U.S. vote in 2012 will be record, $6 billion election

By Patricia Zengerle | WASHINGTON

WASHINGTON Forget the struggling economy. There's one U.S. industry -- Big Politics -- that is looking ahead to a record year in 2012.

The U.S. elections will be the most expensive ever, with a total price tag of $6 billion or even more, fueled by millions of dollars in unrestricted donations as Republicans and Democrats vie for control of the White House, Congress and state governments.

"It's safe to say that, given that we had a $5 billion cycle in 2008, it will certainly be more than that and very likely over $6 billion, which is just an astonishing growth rate," said Sheila Krumholz, executive director of the Center for Responsive Politics, which tracks campaign spending.

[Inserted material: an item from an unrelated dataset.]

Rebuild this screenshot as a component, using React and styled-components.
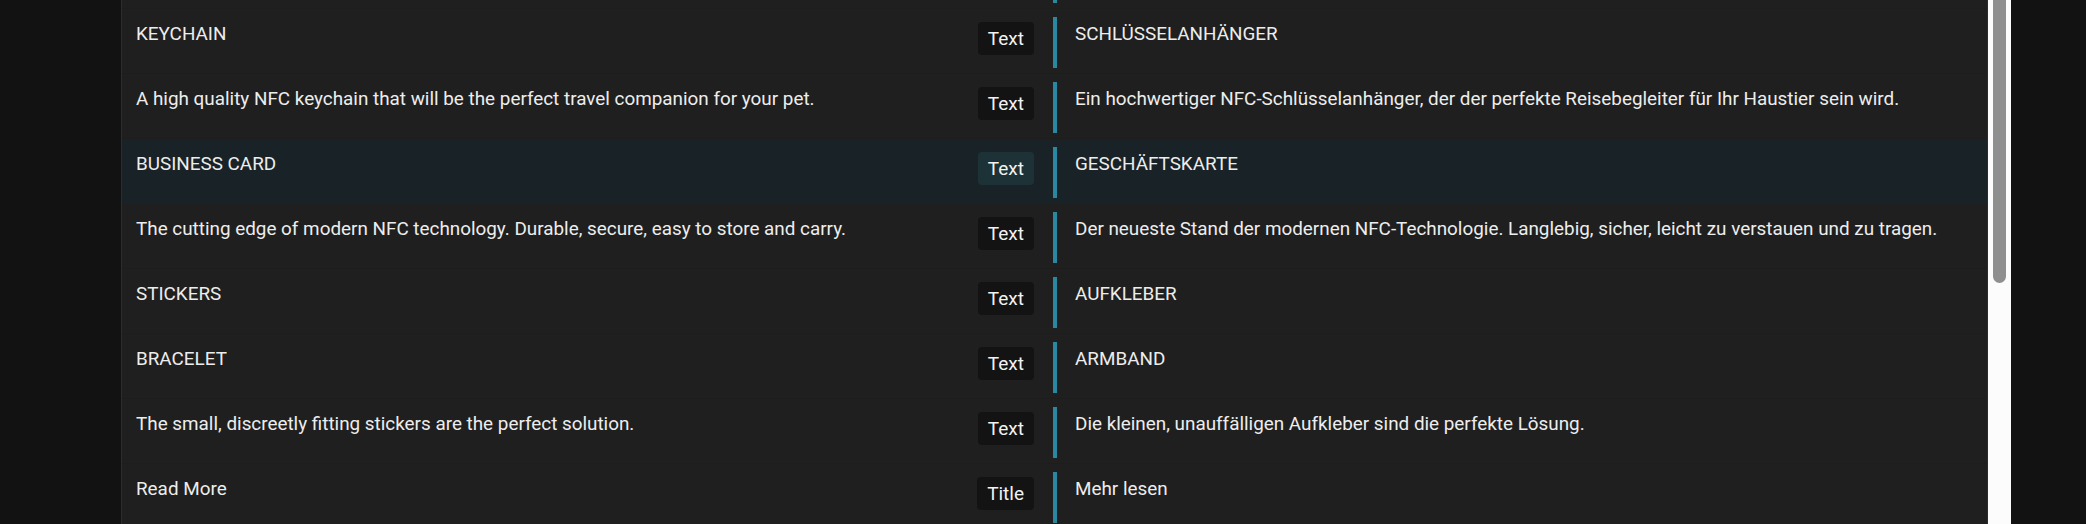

The cost of the election is surprising given that only the Republican Party is holding presidential primaries, unlike in 2008 when both parties had expensive contests to find a candidate.

One reason it will be so costly this time around is the fundraising power of leading candidates, even with a sputtering economy and high unemployment. President Barack Obama is expected to at least match the record $760 million he raised to win the White House in 2008 and even hit $1 billion.

Obama's Republican challenger will need a similar war chest to compete. Two of the Republican frontrunners, former Massachusetts Governor Mitt Romney and Texas Governor Rick Perry, are fundraising heavyweights.

A third Republican, Michele Bachmann, also can bring in the cash and was the House of Representatives' best fundraiser in 2010.

Fundraising in congressional and local races is also mounting with 14 months to go before the November 6 elections. The money to be hauled in and spent in the overall 2012 campaign is equivalent to the GDP of a small country like Nicaragua.

The 2012 candidates for the U.S. Senate and House of Representatives reported raising $295.2 million in the first six months of 2011, the highest total ever reported for the first half of a non-election year.

Candidates will use the money to pay for staff and travel, but if previous campaigns are any measure they will spend about half on advertising. That is a bonanza for television and radio networks, especially in the hardest fought states and areas with competitive Senate and House races.

Analysts forecast perhaps billions of dollars in advertising spending, boosting revenues at a range of U.S. media companies. TV networks like CBS, Fox News, ABC, NBC and CNN will be the biggest benefactors.

NO PARTY WINS IN CASH RACE

But while presidential and congressional candidates cannot run a race without a big checkbook, neither party is seen as gaining a major advantage from the current spending splurge.

More money does not always mean victory, said Michael Malbin, executive director of the Campaign Finance Institute.

"You can point to election after election where a person spent more and spent more, and the more the voters heard of that person, the more that person went down in the polls," Malbin said. "If the person is selling horse meat the people won't eat it."

The cost of U.S. elections has risen steadily but this will be the first presidential race since the landmark "Citizens United" 2010 Supreme Court ruling, which ended most restrictions on donations by corporations and unions.

It also fostered the creation of Super PACs, fundraising committees that can spend money to support a candidate but cannot officially coordinate with campaigns.

The Super PACs worry ethics watchdogs, who say the increased leverage of big donors is limiting the influence of average voters on politics.

In particular, the need to get big donations early in campaigns is keeping candidates with fewer donors from even running for office, particularly in congressional races. And the reign of big money in politics inevitably will give too much clout to big donors, activists say.

"Those who fund the candidates are the ones who get listened to," said Meredith McGehee, policy director at the Campaign Legal Center, which works on campaign finance and government ethics. "And a Super PAC and others that can deliver millions of dollars, any supposed notion that they are not going to have a leg up is wrong. It's not just a leg up, it's going to be that the system runs for them."

All of the leading Republican candidates have Super PACs.

A half dozen are backing Perry, who has rocketed to the top of polls in the Republican nomination race.

A Super PAC associated with Romney received $1 million from W Spann, a corporation that existed for four months and apparently engaged in no activity other than the donation. Edward Conard, a former executive of Romney's old company, Bain Capital, came forward early this month and said he was behind W Spann, but said he did not intend to circumvent campaign finance law by creating the company.